(Raw data)
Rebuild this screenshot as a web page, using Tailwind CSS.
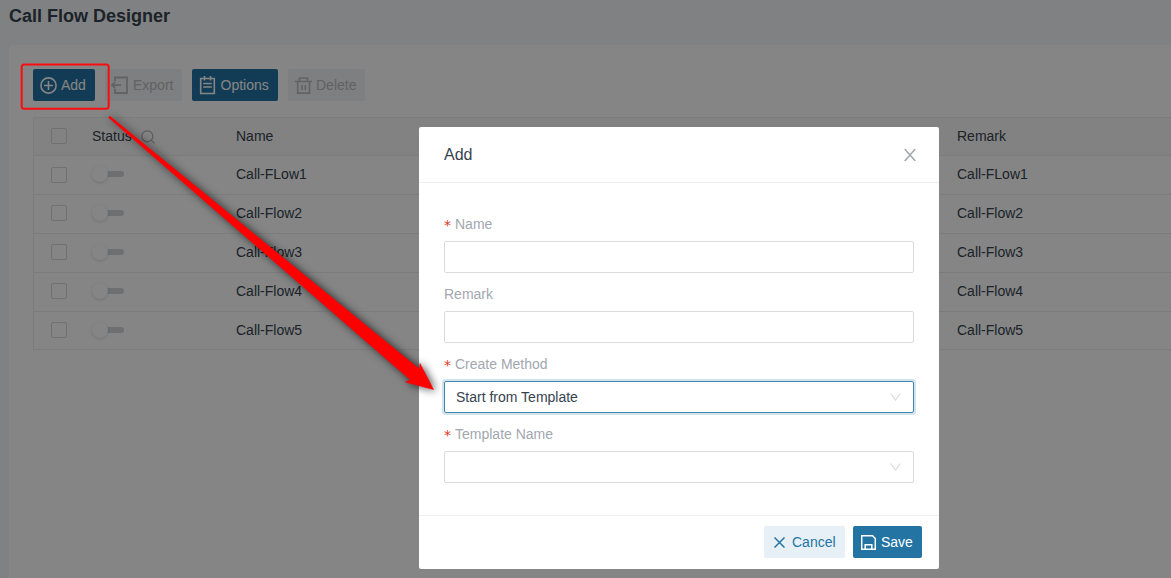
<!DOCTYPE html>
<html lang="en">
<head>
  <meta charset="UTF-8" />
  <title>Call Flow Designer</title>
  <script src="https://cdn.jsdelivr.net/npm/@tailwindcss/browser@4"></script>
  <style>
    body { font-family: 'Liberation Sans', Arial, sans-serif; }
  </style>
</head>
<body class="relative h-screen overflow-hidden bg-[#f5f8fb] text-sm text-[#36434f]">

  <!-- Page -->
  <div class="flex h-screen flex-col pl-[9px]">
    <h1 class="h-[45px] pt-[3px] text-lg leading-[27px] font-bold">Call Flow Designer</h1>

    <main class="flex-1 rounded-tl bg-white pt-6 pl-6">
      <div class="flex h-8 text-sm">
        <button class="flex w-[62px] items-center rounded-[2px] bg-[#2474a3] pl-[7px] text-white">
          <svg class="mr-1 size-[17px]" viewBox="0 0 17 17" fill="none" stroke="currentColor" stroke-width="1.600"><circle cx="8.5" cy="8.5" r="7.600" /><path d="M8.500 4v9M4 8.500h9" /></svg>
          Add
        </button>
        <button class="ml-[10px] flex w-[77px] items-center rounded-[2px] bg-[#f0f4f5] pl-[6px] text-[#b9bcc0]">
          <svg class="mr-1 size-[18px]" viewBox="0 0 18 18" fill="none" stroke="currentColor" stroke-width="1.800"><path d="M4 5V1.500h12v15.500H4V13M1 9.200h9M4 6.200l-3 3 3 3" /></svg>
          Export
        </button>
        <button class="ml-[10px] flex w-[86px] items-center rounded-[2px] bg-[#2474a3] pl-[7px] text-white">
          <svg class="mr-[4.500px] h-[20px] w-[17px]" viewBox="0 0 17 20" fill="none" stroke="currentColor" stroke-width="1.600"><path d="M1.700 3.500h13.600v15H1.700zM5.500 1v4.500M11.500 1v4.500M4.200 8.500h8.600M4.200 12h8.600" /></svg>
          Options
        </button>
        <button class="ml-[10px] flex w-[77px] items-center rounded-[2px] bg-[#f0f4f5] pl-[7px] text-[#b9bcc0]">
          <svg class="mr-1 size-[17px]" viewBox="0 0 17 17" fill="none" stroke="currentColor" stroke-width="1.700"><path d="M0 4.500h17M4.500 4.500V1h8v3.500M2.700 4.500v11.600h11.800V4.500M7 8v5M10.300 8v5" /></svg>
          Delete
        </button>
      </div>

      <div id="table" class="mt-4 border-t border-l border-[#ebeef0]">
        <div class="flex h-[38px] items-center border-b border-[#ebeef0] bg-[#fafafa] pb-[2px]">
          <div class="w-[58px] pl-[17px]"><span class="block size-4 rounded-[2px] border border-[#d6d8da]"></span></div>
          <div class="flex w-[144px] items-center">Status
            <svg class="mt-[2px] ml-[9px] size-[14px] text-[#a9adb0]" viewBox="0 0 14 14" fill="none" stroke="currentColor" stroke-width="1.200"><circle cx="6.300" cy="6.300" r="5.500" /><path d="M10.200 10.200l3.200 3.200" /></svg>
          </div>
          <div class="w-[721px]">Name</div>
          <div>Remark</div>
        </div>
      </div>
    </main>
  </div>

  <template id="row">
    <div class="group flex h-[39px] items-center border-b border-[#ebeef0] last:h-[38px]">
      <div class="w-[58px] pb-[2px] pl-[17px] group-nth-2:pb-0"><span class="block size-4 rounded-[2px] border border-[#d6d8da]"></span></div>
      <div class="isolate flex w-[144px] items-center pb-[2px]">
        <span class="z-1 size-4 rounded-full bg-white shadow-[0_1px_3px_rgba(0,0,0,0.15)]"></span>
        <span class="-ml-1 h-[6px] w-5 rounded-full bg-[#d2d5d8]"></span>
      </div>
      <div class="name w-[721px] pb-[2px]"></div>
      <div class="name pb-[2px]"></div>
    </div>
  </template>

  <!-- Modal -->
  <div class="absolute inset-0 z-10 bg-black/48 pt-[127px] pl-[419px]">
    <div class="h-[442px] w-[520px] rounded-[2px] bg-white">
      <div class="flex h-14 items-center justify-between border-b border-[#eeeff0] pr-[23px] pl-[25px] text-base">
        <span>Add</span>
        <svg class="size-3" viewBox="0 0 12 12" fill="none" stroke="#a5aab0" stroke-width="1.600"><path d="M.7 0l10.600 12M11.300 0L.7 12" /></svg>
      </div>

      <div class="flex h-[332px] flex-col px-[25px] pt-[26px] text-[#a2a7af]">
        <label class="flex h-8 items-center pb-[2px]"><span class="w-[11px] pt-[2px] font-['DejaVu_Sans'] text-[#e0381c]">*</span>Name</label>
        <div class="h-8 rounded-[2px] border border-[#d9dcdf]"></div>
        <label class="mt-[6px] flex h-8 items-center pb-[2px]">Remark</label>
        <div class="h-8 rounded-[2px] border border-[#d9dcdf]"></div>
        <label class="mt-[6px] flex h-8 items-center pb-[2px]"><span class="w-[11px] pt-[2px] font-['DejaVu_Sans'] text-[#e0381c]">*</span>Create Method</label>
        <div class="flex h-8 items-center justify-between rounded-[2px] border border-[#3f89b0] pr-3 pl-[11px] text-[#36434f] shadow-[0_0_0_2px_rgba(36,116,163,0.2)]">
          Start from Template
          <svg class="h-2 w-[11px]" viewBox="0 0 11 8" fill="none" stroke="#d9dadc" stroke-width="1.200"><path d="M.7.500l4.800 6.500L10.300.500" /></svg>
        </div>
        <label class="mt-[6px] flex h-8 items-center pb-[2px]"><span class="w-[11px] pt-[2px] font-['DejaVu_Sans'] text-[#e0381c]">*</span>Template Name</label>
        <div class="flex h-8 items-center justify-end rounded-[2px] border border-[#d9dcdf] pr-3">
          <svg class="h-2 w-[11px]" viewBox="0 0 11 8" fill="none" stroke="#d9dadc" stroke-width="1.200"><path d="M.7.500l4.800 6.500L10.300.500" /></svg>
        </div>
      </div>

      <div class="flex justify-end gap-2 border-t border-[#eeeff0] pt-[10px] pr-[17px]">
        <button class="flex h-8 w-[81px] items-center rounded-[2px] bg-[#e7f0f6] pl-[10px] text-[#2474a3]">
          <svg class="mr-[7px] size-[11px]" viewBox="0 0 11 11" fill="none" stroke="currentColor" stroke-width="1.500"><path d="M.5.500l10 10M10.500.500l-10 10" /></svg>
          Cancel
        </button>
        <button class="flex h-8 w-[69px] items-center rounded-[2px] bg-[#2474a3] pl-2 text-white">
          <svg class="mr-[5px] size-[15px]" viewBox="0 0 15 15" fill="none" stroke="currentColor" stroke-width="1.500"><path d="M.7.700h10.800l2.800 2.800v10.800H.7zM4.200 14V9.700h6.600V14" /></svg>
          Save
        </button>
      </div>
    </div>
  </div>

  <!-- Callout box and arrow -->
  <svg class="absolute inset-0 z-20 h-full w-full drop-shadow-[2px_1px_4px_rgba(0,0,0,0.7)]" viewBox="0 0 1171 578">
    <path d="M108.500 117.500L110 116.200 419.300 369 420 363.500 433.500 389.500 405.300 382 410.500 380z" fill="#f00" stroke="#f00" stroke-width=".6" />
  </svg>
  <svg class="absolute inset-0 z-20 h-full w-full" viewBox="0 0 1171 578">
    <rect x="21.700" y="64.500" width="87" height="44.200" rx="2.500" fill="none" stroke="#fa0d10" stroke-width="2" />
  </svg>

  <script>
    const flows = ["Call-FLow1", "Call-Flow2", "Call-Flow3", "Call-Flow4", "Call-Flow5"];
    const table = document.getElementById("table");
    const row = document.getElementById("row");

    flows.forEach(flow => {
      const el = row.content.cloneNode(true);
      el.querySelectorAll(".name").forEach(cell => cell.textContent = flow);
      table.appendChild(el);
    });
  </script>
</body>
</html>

(Objective) Starting at the top of the listing above, reproduce each line up to and including the one with "pt-[3px] text-lg leading-[27px]"; omit the pictures.

(Reply)
Rebuild this screenshot as a web page, using Tailwind CSS.
<!DOCTYPE html>
<html lang="en">
<head>
  <meta charset="UTF-8" />
  <title>Call Flow Designer</title>
  <script src="https://cdn.jsdelivr.net/npm/@tailwindcss/browser@4"></script>
  <style>
    body { font-family: 'Liberation Sans', Arial, sans-serif; }
  </style>
</head>
<body class="relative h-screen overflow-hidden bg-[#f5f8fb] text-sm text-[#36434f]">

  <!-- Page -->
  <div class="flex h-screen flex-col pl-[9px]">
    <h1 class="h-[45px] pt-[3px] text-lg leading-[27px] font-bold">Call Flow Designer</h1>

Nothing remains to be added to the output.